BPS Research Digest: Psychologists use magic to study the illusory feeling of free choice

Spinoza told us that the feeling of free will is just an illusion; life is determined from birth (if not earlier). Could magic give us the answers we’re looking for with regards to question:

Am I free



One thought on “BPS Research Digest: Psychologists use magic to study the illusory feeling of free choice

  1. The illusion is that universal inevitability is at odds with free will. Universal inevitability is a “useless truth’. There are no helpful implications that can be drawn from it. All of the implications people wish to draw are falsely derived by mental errors.

    For example:

    1) Knowing our choice will turn out to have been inevitable provides no help in making the decision. We cannot know for certain what we would have chosen until we actually finish our deliberation and make the choice. If we reflect upon our deliberation, we may then see that our reasons and feelings did inevitably led to this choice. But still we had to go through that mental process to get there. Inevitability was useless.

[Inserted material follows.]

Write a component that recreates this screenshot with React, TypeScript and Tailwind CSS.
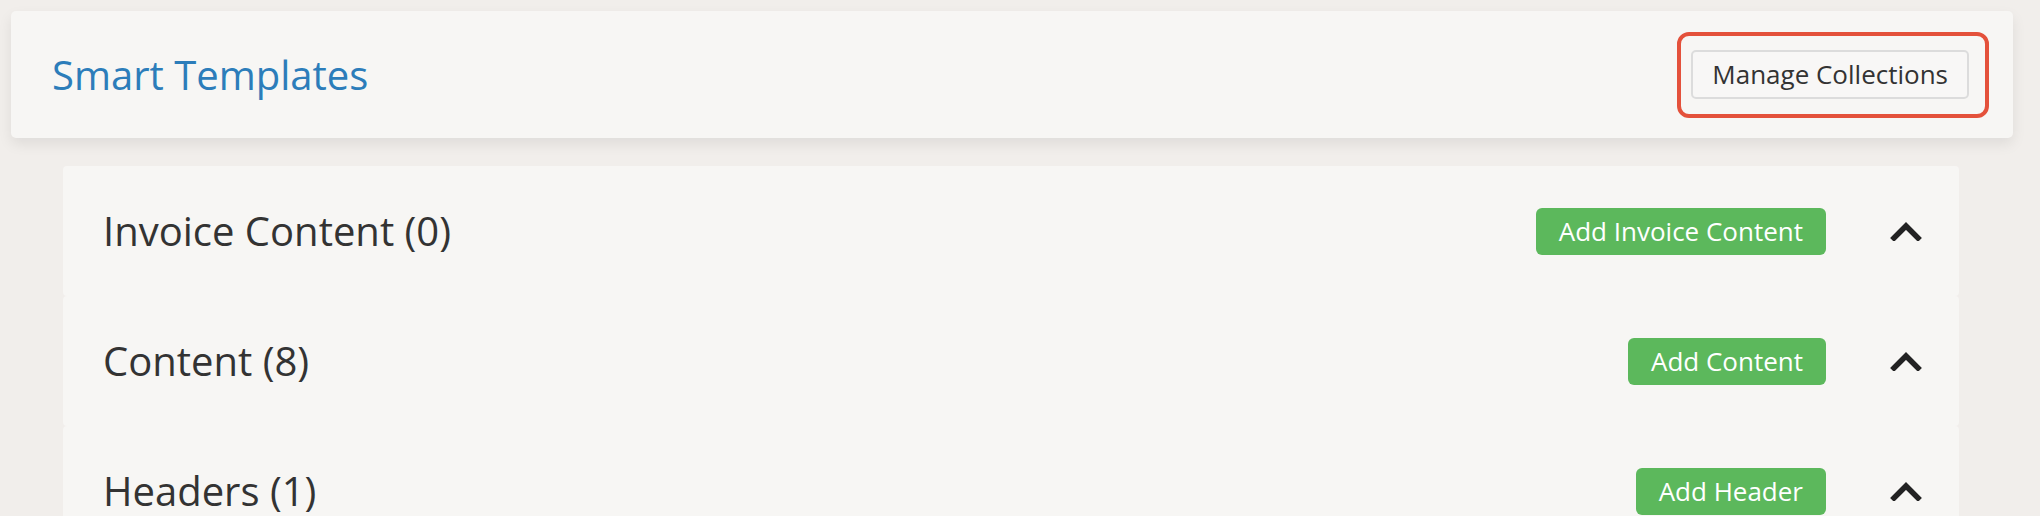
import React from 'react';

interface Section {
  title: string;
  action: string;
}

const sections: Section[] = [
  { title: 'Invoice Content (0)', action: 'Add Invoice Content' },
  { title: 'Content (8)', action: 'Add Content' },
  { title: 'Headers (1)', action: 'Add Header' },
];

function ChevronUp() {
  return (
    <svg width="32" height="20" viewBox="0 0 32 20" fill="none" className="block">
      <path d="M4 17 L16 5 L28 17" stroke="#222222" strokeWidth="5.5" strokeLinecap="square" strokeLinejoin="miter" />
    </svg>
  );
}

function SectionRow({ section }: { section: Section }) {
  return (
    <div className="flex h-[130px] items-center rounded-[4px] bg-[#f7f6f4] pl-[40px] pr-[37px]">
      <h2 className="flex-1 text-[40px] leading-none text-[#333333]">{section.title}</h2>
      <button className="h-[47px] rounded-[6px] bg-[#5cb85c] px-[23px] text-[26px] leading-none text-white">
        {section.action}
      </button>
      <div className="ml-[64px]">
        <ChevronUp />
      </div>
    </div>
  );
}

export default function App() {
  return (
    <div
      className="min-h-screen bg-[#f1eeeb] pt-[11px]"
      style={{ fontFamily: '"Open Sans", "Liberation Sans", sans-serif' }}
    >
      {/* Page header */}
      <div className="ml-[11px] mr-[27px] flex h-[127px] items-center rounded-[5px] bg-[#f7f6f4] pl-[41px] pr-[24px] shadow-[0_6px_14px_rgba(0,0,0,0.08)]">
        <h1 className="flex-1 text-[40px] leading-none text-[#2c7dba]">Smart Templates</h1>
        <div className="rounded-[12px] border-[4px] border-[#e4513b] pb-[15px] pl-[10px] pr-[16px] pt-[14px]">
          <button className="block h-[49px] rounded-[5px] border-2 border-[#dcdcdc] bg-[#f8f7f6] px-[19px] text-[26px] leading-none text-[#333333]">
            Manage Collections
          </button>
        </div>
      </div>

      {/* Collapsible sections */}
      <div className="ml-[63px] mr-[81px] mt-[28px] flex flex-col">
        {sections.map(s => (
          <SectionRow key={s.title} section={s} />
        ))}
      </div>
    </div>
  );
}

    2) There is no way to take the inevitability of our decision into account while making the decision. If it appears that option A is to be our inevitable choice, can we decide in spite to choose option B instead? Well, if we do then option B was actually inevitable. So we choose option A … etc. It is an infinite loop. Again, inevitability is a useless truth.

    3) Some people think deterministic inevitability removes free will. But here we are, thinking and choosing what we will do next. We cannot simply sit back and watch the inevitable happen, because our choices cause what happens next, and choosing to sit and wait is also a choice that changes what happens next! What becomes inevitable is unavoidably still in our hands.

    4) Some people mistakenly think that inevitability means that no one can be held responsible for what they do. But it cannot serve as a “get out of jail free card”, because it always operates equally on both sides of the equation. If you say, “But judge, it was inevitable that I did the crime”, the judge will say, “And it is also inevitable that you be penalized”.

    It is best to simply acknowledge universal inevitability and then ignore it. At best it is a useless fact. At worst it’s misuse causes false conclusions and confusion (often in the most intelligent minds).